The Cluster Data Provider generates a Cluster Model based on the Cluster Data Cache. The main reason we cannot use the cache directly is that we need a runtime object to track the pending assignment changes. Moreover, most of the information in the Cluster Data Cache is irrelevant to the rebalancer. Besides the necessary cluster status information, the Cluster Model contains additional transient states for optimizing the algorithm. For example, it keeps tracking the partitions in each fault zone. So when the rebalance algorithm searches for potential fault zone conflict, it does not need to iterate all the instances for the partition lists. In addition, even the cluster information in the Cluster Model might be altered according to the rebalancer's requirement. For instance, the delayed rebalance logic will impact the instances' state in the Cluster Model.

Input

Cluster Data Cache.

Output

A Cluster Model which contains the following objects.

Assignable Node

Each active instance will be recorded as an assignable node. An assignable node contains information such as the instance Domain and capacity.

Assignable Replica

Each replication of the partition is considered as an assignable object. The replica object contains the weight of the partition. We assume all the replicas in one partition have the same weight. The weight fields should fit the capacity fields of the Assignable Node. Note that unlike the existing rebalancer, the WAGED rebalancer generates the partition assignment with the state assigned.

Cluster Context

Besides node and replica information, we need to record some global information in addition. For example, per-fault zone partition lists. All these global states go to the Cluster Context.

Assignment history

This includes the Baseline assignment and the previous Best Possible assignment. Note that unlike the other records, these two states are not available from the Cluster Data Cache. The rebalancer uses Assignment Metadata Datastore to access the assignments.

Assignment Metadata Datastore

Conceptually, the Assignment Metadata Datastore is a write-through cache that persists the Baseline assignment and the Best Possible assignment. Given a large cluster, the persisted data size might be large. We need to evaluate the performance impact and optimize the datastore.

Rebalance Algorithm Adapter

The Rebalance Coordinator calls the rebalance algorithm through a generic interface. Our goal is decoupling the rebalancer from the algorithm details. Based on the interface, the adapter helps the rebalancer to use different algorithms in different scenarios.

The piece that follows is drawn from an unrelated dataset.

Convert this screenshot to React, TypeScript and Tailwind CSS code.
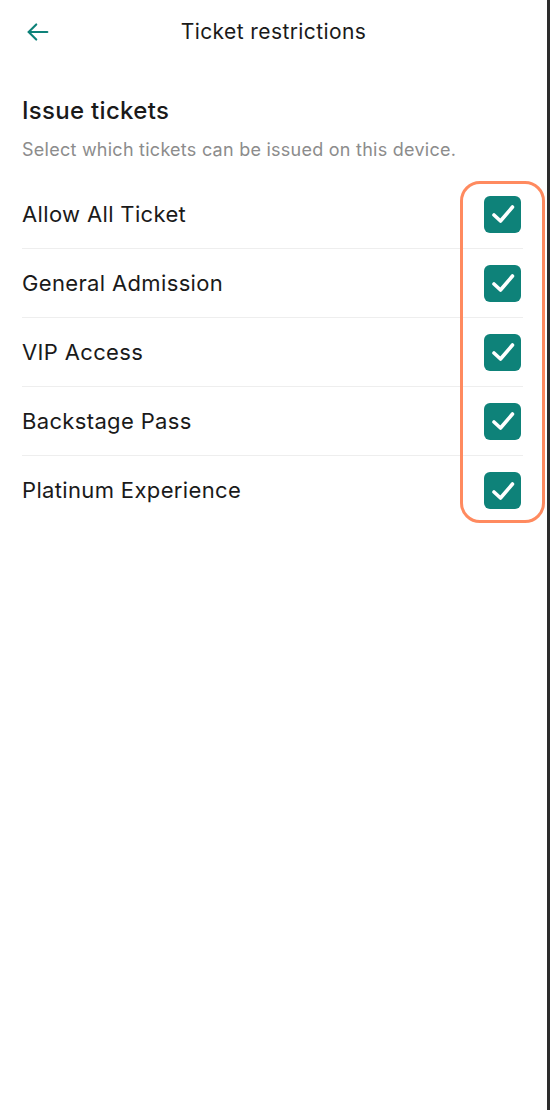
import React, { useState } from 'react';

const tickets = ['Allow All Ticket', 'General Admission', 'VIP Access', 'Backstage Pass', 'Platinum Experience'];

const CheckBox = ({ checked, onClick }: { checked: boolean; onClick: () => void }) => (
  <button
    onClick={onClick}
    className={`w-[37px] h-[37px] rounded-[6px] flex items-center justify-center ${checked ? 'bg-[#0e8279]' : 'border-2 border-[#9ca3af] bg-white'}`}
  >
    {checked && (
      <svg width="26" height="26" viewBox="0 0 26 26" fill="none">
        <path d="M4 14 L10.5 20 L22.5 6" stroke="white" strokeWidth="3.6" strokeLinecap="round" strokeLinejoin="round" />
      </svg>
    )}
  </button>
);

const App: React.FC = () => {
  const [selected, setSelected] = useState<boolean[]>(tickets.map(() => true));

  const toggle = (i: number) => {
    setSelected(prev => prev.map((v, idx) => (idx === i ? !v : v)));
  };

  return (
    <div className="flex w-[550px] h-[1110px] bg-white" style={{ fontFamily: 'Inter, "Noto Sans", sans-serif' }}>
      <div className="flex-1 flex flex-col relative">
        {/* Header */}
        <div className="h-16 flex items-center relative">
          <button className="ml-[24px] w-[28px] h-[28px] flex items-center justify-center text-[#0e8279]">
            <svg width="28" height="28" viewBox="0 0 24 24" fill="none" stroke="currentColor" strokeWidth="1.8" strokeLinecap="round" strokeLinejoin="round">
              <path d="M20 12H4" />
              <path d="M10.5 5.5L4 12l6.5 6.5" />
            </svg>
          </button>
          <h1 className="absolute left-0 right-0 text-center text-[21px] text-[#1a1a1a] pointer-events-none tracking-[0.4px]">
            Ticket restrictions
          </h1>
        </div>

        {/* Section */}
        <div className="px-[22px] pt-[31px]">
          <h2 className="text-[24px] leading-[32px] font-medium text-[#1a1a1a] tracking-[0.3px]">Issue tickets</h2>
          <p className="mt-[11px] text-[18px] leading-[24px] text-[#8c8c8c] tracking-[0.25px]">Select which tickets can be issued on this device.</p>
        </div>

        <div className="ml-[22px] mr-[24px] mt-[18px] flex flex-col">
          {tickets.map((t, i) => (
            <div
              key={t}
              className={`h-[69px] flex items-center justify-between ${i < tickets.length - 1 ? 'border-b border-[#eeeeee]' : ''}`}
            >
              <span className="text-[22px] text-[#1a1a1a] tracking-[0.35px]">{t}</span>
              <div className="mr-[2px]">
                <CheckBox checked={selected[i]} onClick={() => toggle(i)} />
              </div>
            </div>
          ))}
        </div>

        {/* Highlight annotation */}
        <div className="absolute left-[460px] top-[181px] w-[85px] h-[342px] border-[3px] border-[#ff8a5f] rounded-[20px] pointer-events-none" />
      </div>
      <div className="w-[3px] bg-[#2c2c2c]" />
    </div>
  );
};

export default App;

Input of the rebalance interface

The Cluster Model.

Output of the rebalance interface

The partition assignment.

Constraint-base Rebalance Algorithm

The constraint-based rebalance algorithm is a greedy algorithm. The basic idea is searching all the possible assignment for a good enough one by using a set of constraints.

What is Constraint?

Hard Constraint - Evaluate a partition allocation and return YES or NO. The hard constraints are used as filters. Any proposal fails one or more hard constraints will be rejected.

Soft Constraint - Evaluate a partition allocation and return a score within the normalized range.

Constraint Importance Factor (CIF) - The rebalance algorithm aggregates the soft constraint results according to their CIF. CIF is basically the weight of constraint. We rename it to be CIF so as to avoid confusion between the constraint weight and the partition weight. Note that CIF is not applicable to the hard constraints, because their results are either 0 or 1.